-- Start --

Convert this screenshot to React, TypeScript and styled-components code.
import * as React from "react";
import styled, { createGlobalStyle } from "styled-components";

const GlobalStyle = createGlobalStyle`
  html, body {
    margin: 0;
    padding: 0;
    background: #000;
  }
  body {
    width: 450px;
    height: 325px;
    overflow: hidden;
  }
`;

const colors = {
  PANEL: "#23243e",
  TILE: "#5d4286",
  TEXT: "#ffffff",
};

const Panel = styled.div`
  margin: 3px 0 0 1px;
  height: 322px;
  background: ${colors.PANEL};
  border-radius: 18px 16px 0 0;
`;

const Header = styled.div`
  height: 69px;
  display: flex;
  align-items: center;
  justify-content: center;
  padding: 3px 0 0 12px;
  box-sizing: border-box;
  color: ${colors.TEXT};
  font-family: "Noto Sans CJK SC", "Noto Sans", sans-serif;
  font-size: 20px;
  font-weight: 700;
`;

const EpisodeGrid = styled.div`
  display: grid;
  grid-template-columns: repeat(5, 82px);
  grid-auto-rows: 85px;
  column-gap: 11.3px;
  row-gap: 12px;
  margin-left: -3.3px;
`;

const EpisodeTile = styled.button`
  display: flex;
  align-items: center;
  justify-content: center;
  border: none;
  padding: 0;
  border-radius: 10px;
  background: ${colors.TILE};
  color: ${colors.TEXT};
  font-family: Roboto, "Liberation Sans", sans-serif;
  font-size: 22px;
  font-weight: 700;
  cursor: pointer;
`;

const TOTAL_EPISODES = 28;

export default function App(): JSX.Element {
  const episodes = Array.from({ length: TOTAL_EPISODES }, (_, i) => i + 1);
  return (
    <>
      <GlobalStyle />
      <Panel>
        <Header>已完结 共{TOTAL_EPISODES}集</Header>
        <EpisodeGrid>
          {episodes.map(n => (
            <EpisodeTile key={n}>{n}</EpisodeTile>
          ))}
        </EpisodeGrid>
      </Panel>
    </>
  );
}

-- End --

Only a number is wanted: how many lines of the material above hold "components"?

2